If this form factor is here to stay, and hopefully it is, Microsoft will probably adapt Windows to it (also hopefully). SteamOS is very good though, can manufacturers not just use that?
As long as you don’t use it for Office, Microsoft isn’t going to spend money on it. Their cash cow is M365 and Azure, they don’t even care when every single gamer pirates their OS.
Eh, this and the Ally are cash grabs, I doubt they intend to spend the money needed to support custom software long-term. They’ll just hope that Windows updates don’t mess it up and if they do, they’ll blame Microsoft.
Asus and Lenovo clearly put no thought into how controlling windows desktop with a controller feels worse than pancaking your own testicles. The steam deck trackpads are far from an amazing experience for desktop input but it is at least usable and not the worst thing ever.
Man, everyones jumping in onto the handheld gaming PC segment. Pretty cool. Hopefully it will light a fire under Nintendo’s butt to do better with its hardware.
Yet the sales figures show Nintendo have amazing sales.
PS2 - 159 million.
Nintendo DS - 154.02 million.
Nintendo switch - 125.62 million
Gameboy/ Gameboy colour - 118.69 million
PS4 - 117.2 million.
3 out of the 5 top sales belong to Nintendo. So regardless of hardware, Nintendo is a loved gaming system.
Whereas Xbox is number 9 on that list with the 360 at 85 million. So the console war seems to be between Nintendo and Sony at this point.
I think Nintendo knows it’s market pretty well. I have both a switch and a steam deck andO have a lot of the same games on each. The deck is obviously the higher power unit. I got it just a short time ago to try to play through my backlog, although to be honest I’ve logged more hours on new purchases like Stray and Dredge. It’s a good system.
The switch outshines it in a couple of places, though. First, they got the form factor - specifically the size and weight - better than steam did. It’s smaller and lighter, and I think the battery lasts longer. More importantly, the games that run on the switch were made for it. There’s no squinting at tiny fonts or trying to figure whether and how to use the trackpad to control the mouse bits.
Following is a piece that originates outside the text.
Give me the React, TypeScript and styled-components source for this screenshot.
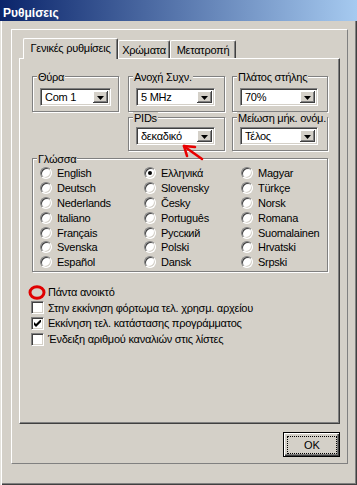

If it’s on the switch, I can be pretty sure it is playable on the switch. I’m still getting used to the issues with scaling down the desktop experience to a deck, but already I’m thinking I won’t be playing a lot of cyberpunk without booking up a mouse, keyboard, and monitor.
In short, the deck and windows handhelds need to perform at the level of a (low end) desktop (because they’re playing desktop games) as well as worry about scaling and transforming the UI. The switch doesn’t have that problem, and the trade off is a more limited (but still extensive) library.
The switch is my first Nintendo device since the NES, and the first party content isn’t what made me finally try it. I like playing games like Diablo on it. I think Nintendo, by owning the entire stack, can serve up a better and more curated experience. If I didn’t have a library of a couple hundred steam games that I’ve never played, I’d probably not have considered getting the deck. I am enjoying it, and some games are phenomenal, but from a performance-that-actually-impacts-the-user perspective, Nintendo might just come out on top.
As happy as I am with my steam deck I love to see competition. I love portables all the way back from my game boy, game gear, all the way through to the vita.
I hope this new wave of high powered portables keep pushing each other to their limits so we see the best in our hands.
All these new handhelds with windows seem to have completely forgot how much of a failure windows has been on mobiles in the past (other than laptops and such). I know windows mobile was a whole different ui but isn’t windows 10/11 even worse to use on small screens like this?
I really hope valve starts supporting steamOS for devices other than the deck soon so we can have the full deck experience including all the tweakable settings.